== PROBLEM ==
Transcribe the listing in full, excluding any pictures.

++++ RECORDED INFORMATION

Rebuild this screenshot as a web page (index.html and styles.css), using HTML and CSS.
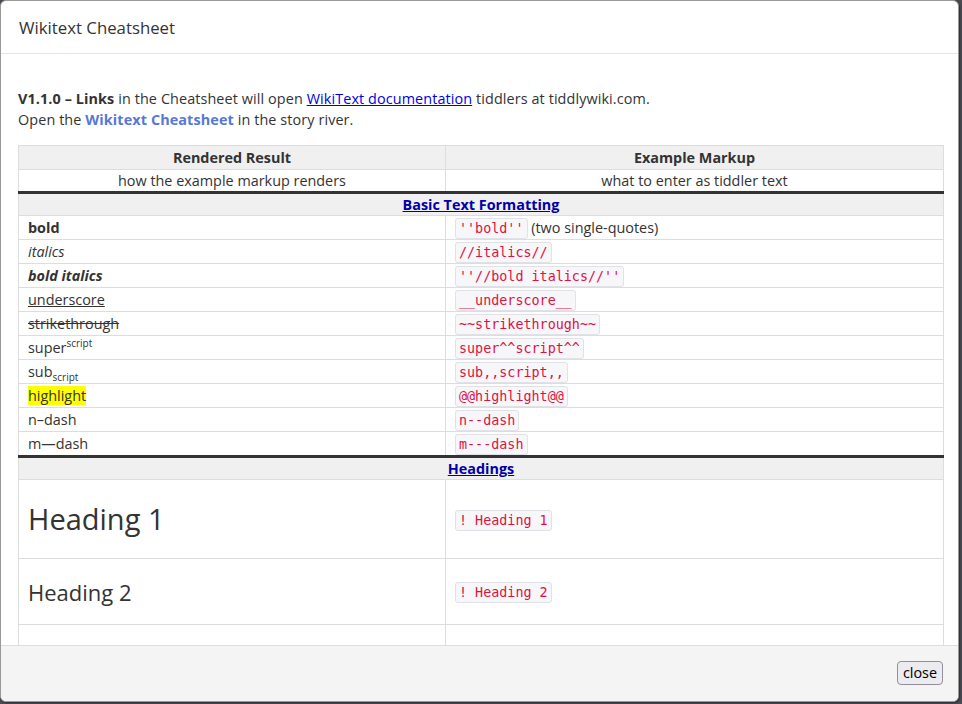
FILE: index.html
```html
<!DOCTYPE html>
<html>
<head>
<meta charset="utf-8">
<link rel="stylesheet" href="styles.css">
</head>
<body>
<div class="modal">
  <div class="modal-header">Wikitext Cheatsheet</div>
  <div class="modal-body">
    <p class="intro"><strong>V1.1.0 – Links</strong> in the Cheatsheet will open <a class="ext" href="#">WikiText documentation</a> tiddlers at tiddlywiki.com.<br>Open the <a class="tc-link" href="#">Wikitext Cheatsheet</a> in the story river.</p>
    <table class="sheet">
      <colgroup><col class="c1"><col class="c2"></colgroup>
      <tr class="head"><th>Rendered Result</th><th>Example Markup</th></tr>
      <tr class="desc"><td>how the example markup renders</td><td>what to enter as tiddler text</td></tr>
      <tr class="section"><td colspan="2"><a href="#">Basic Text Formatting</a></td></tr>
      <tr><td><strong>bold</strong></td><td><code>''bold''</code> (two single-quotes)</td></tr>
      <tr><td><em>italics</em></td><td><code>//italics//</code></td></tr>
      <tr><td><strong><em>bold italics</em></strong></td><td><code>''//bold italics//''</code></td></tr>
      <tr><td><u>underscore</u></td><td><code>__underscore__</code></td></tr>
      <tr><td><s>strikethrough</s></td><td><code>~~strikethrough~~</code></td></tr>
      <tr><td>super<sup>script</sup></td><td><code>super^^script^^</code></td></tr>
      <tr><td>sub<sub>script</sub></td><td><code>sub,,script,,</code></td></tr>
      <tr><td><mark>highlight</mark></td><td><code>@@highlight@@</code></td></tr>
      <tr><td>n–dash</td><td><code>n--dash</code></td></tr>
      <tr class="last"><td>m—dash</td><td><code>m---dash</code></td></tr>
      <tr class="section"><td colspan="2"><a href="#">Headings</a></td></tr>
      <tr class="h1row"><td><h1>Heading 1</h1></td><td><code>! Heading 1</code></td></tr>
      <tr class="h2row"><td><h2>Heading 2</h2></td><td><code>! Heading 2</code></td></tr>
      <tr class="h3row"><td><h3>Heading 3</h3></td><td><code>!!! Heading 3</code></td></tr>
    </table>
  </div>
  <div class="modal-footer"><button class="close">close</button></div>
</div>
</body>
</html>
```
FILE: styles.css
```css
html, body {
  margin: 0;
  padding: 0;
  height: 100%;
}
body {
  background: #4a4a55;
  font-family: "Open Sans", "Noto Sans", sans-serif;
  font-size: 14.4px;
  color: #333;
}
.modal {
  width: 959px;
  height: 702px;
  box-sizing: border-box;
  border: 1px solid #999;
  border-radius: 6px;
  background: #fff;
  display: flex;
  flex-direction: column;
  overflow: hidden;
  box-shadow: 1px 1px 2px rgba(0,0,0,0.4);
}
.modal-header {
  padding: 15px 18px 13px 18px;
  line-height: 24px;
  font-size: 16.8px;
  border-bottom: 1px solid #e5e5e5;
  flex: none;
}
.modal-body {
  flex: 1;
  overflow: hidden;
  padding: 34px 16px 0 17px;
}
.intro {
  margin: 0 0 15px 0;
  line-height: 21px;
  letter-spacing: 0.1px;
}
.intro strong { font-weight: 700; }
a.ext { color: #0000ee; }
a.tc-link {
  color: #5778d8;
  font-weight: 700;
  text-decoration: none;
}
.sheet {
  width: 926px;
  border-collapse: collapse;
  table-layout: fixed;
}
.c1 { width: 427px; }
.sheet th, .sheet td {
  border: 1px solid #ddd;
  padding: 1px 9px;
  line-height: 21px;
  height: 21px;
  text-align: left;
  vertical-align: middle;
}
.sheet tr.head th {
  background: #f0f0f0;
  text-align: center;
  font-weight: 700;
}
.sheet tr.desc td {
  text-align: center;
  padding: 0 9px;
  border-bottom: 3px solid #333;
}
.sheet tr.section td {
  background: #f0f0f0;
  text-align: center;
  font-weight: 700;
  padding: 0 9px;
}
.sheet tr.section a { color: #0000aa; }
.sheet tr.last td { border-bottom: 3px solid #333; }
code {
  font-family: "DejaVu Sans Mono", "Liberation Mono", monospace;
  font-size: 13.4px;
  line-height: 14px;
  color: #dd1144;
  background: #f7f7f9;
  border: 1px solid #e1e1e8;
  border-radius: 3px;
  padding: 2px 3px;
}
sup, sub { font-size: 10px; line-height: 0; }
mark { background: #ffff00; color: #333; }
h1, h2, h3 {
  font-weight: 400;
  margin: 0;
}
h1 { font-size: 29px; line-height: 40px; }
h2 { font-size: 22px; line-height: 30px; }
h3 { font-size: 18px; line-height: 26px; }
.sheet tr.h1row td { height: 78px; padding-top: 0; padding-bottom: 0; }
.sheet tr.h2row td { height: 65px; padding-top: 0; padding-bottom: 0; }
.sheet tr.h3row td { height: 62px; padding-top: 0; padding-bottom: 0; }
.modal-footer {
  flex: none;
  height: 56px;
  box-sizing: border-box;
  border-top: 1px solid #ddd;
  background: #f4f4f4;
  display: flex;
  justify-content: flex-end;
  align-items: flex-start;
  padding: 15px 15px 0 0;
}
.close {
  font-family: "Open Sans", "Noto Sans", sans-serif;
  font-size: 14.4px;
  color: #000;
  background: #ebebf0;
  border: 1px solid #8f8f9d;
  border-radius: 4px;
  height: 24px;
  width: 46px;
  padding: 0;
  line-height: 22px;
}
```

++++++++

== FINAL RESULT ==
Rebuild this screenshot as a web page (index.html and styles.css), using HTML and CSS.
FILE: index.html
```html
<!DOCTYPE html>
<html>
<head>
<meta charset="utf-8">
<link rel="stylesheet" href="styles.css">
</head>
<body>
<div class="modal">
  <div class="modal-header">Wikitext Cheatsheet</div>
  <div class="modal-body">
    <p class="intro"><strong>V1.1.0 – Links</strong> in the Cheatsheet will open <a class="ext" href="#">WikiText documentation</a> tiddlers at tiddlywiki.com.<br>Open the <a class="tc-link" href="#">Wikitext Cheatsheet</a> in the story river.</p>
    <table class="sheet">
      <colgroup><col class="c1"><col class="c2"></colgroup>
      <tr class="head"><th>Rendered Result</th><th>Example Markup</th></tr>
      <tr class="desc"><td>how the example markup renders</td><td>what to enter as tiddler text</td></tr>
      <tr class="section"><td colspan="2"><a href="#">Basic Text Formatting</a></td></tr>
      <tr><td><strong>bold</strong></td><td><code>''bold''</code> (two single-quotes)</td></tr>
      <tr><td><em>italics</em></td><td><code>//italics//</code></td></tr>
      <tr><td><strong><em>bold italics</em></strong></td><td><code>''//bold italics//''</code></td></tr>
      <tr><td><u>underscore</u></td><td><code>__underscore__</code></td></tr>
      <tr><td><s>strikethrough</s></td><td><code>~~strikethrough~~</code></td></tr>
      <tr><td>super<sup>script</sup></td><td><code>super^^script^^</code></td></tr>
      <tr><td>sub<sub>script</sub></td><td><code>sub,,script,,</code></td></tr>
      <tr><td><mark>highlight</mark></td><td><code>@@highlight@@</code></td></tr>
      <tr><td>n–dash</td><td><code>n--dash</code></td></tr>
      <tr class="last"><td>m—dash</td><td><code>m---dash</code></td></tr>
      <tr class="section"><td colspan="2"><a href="#">Headings</a></td></tr>
      <tr class="h1row"><td><h1>Heading 1</h1></td><td><code>! Heading 1</code></td></tr>
      <tr class="h2row"><td><h2>Heading 2</h2></td><td><code>! Heading 2</code></td></tr>
      <tr class="h3row"><td><h3>Heading 3</h3></td><td><code>!!! Heading 3</code></td></tr>
    </table>
  </div>
  <div class="modal-footer"><button class="close">close</button></div>
</div>
</body>
</html>
```
FILE: styles.css
```css
html, body {
  margin: 0;
  padding: 0;
  height: 100%;
}
body {
  background: #4a4a55;
  font-family: "Open Sans", "Noto Sans", sans-serif;
  font-size: 14.4px;
  color: #333;
}
.modal {
  width: 959px;
  height: 702px;
  box-sizing: border-box;
  border: 1px solid #999;
  border-radius: 6px;
  background: #fff;
  display: flex;
  flex-direction: column;
  overflow: hidden;
  box-shadow: 1px 1px 2px rgba(0,0,0,0.4);
}
.modal-header {
  padding: 15px 18px 13px 18px;
  line-height: 24px;
  font-size: 16.8px;
  border-bottom: 1px solid #e5e5e5;
  flex: none;
}
.modal-body {
  flex: 1;
  overflow: hidden;
  padding: 34px 16px 0 17px;
}
.intro {
  margin: 0 0 15px 0;
  line-height: 21px;
  letter-spacing: 0.1px;
}
.intro strong { font-weight: 700; }
a.ext { color: #0000ee; }
a.tc-link {
  color: #5778d8;
  font-weight: 700;
  text-decoration: none;
}
.sheet {
  width: 926px;
  border-collapse: collapse;
  table-layout: fixed;
}
.c1 { width: 427px; }
.sheet th, .sheet td {
  border: 1px solid #ddd;
  padding: 1px 9px;
  line-height: 21px;
  height: 21px;
  text-align: left;
  vertical-align: middle;
}
.sheet tr.head th {
  background: #f0f0f0;
  text-align: center;
  font-weight: 700;
}
.sheet tr.desc td {
  text-align: center;
  padding: 0 9px;
  border-bottom: 3px solid #333;
}
.sheet tr.section td {
  background: #f0f0f0;
  text-align: center;
  font-weight: 700;
  padding: 0 9px;
}
.sheet tr.section a { color: #0000aa; }
.sheet tr.last td { border-bottom: 3px solid #333; }
code {
  font-family: "DejaVu Sans Mono", "Liberation Mono", monospace;
  font-size: 13.4px;
  line-height: 14px;
  color: #dd1144;
  background: #f7f7f9;
  border: 1px solid #e1e1e8;
  border-radius: 3px;
  padding: 2px 3px;
}
sup, sub { font-size: 10px; line-height: 0; }
mark { background: #ffff00; color: #333; }
h1, h2, h3 {
  font-weight: 400;
  margin: 0;
}
h1 { font-size: 29px; line-height: 40px; }
h2 { font-size: 22px; line-height: 30px; }
h3 { font-size: 18px; line-height: 26px; }
.sheet tr.h1row td { height: 78px; padding-top: 0; padding-bottom: 0; }
.sheet tr.h2row td { height: 65px; padding-top: 0; padding-bottom: 0; }
.sheet tr.h3row td { height: 62px; padding-top: 0; padding-bottom: 0; }
.modal-footer {
  flex: none;
  height: 56px;
  box-sizing: border-box;
  border-top: 1px solid #ddd;
  background: #f4f4f4;
  display: flex;
  justify-content: flex-end;
  align-items: flex-start;
  padding: 15px 15px 0 0;
}
.close {
  font-family: "Open Sans", "Noto Sans", sans-serif;
  font-size: 14.4px;
  color: #000;
  background: #ebebf0;
  border: 1px solid #8f8f9d;
  border-radius: 4px;
  height: 24px;
  width: 46px;
  padding: 0;
  line-height: 22px;
}
```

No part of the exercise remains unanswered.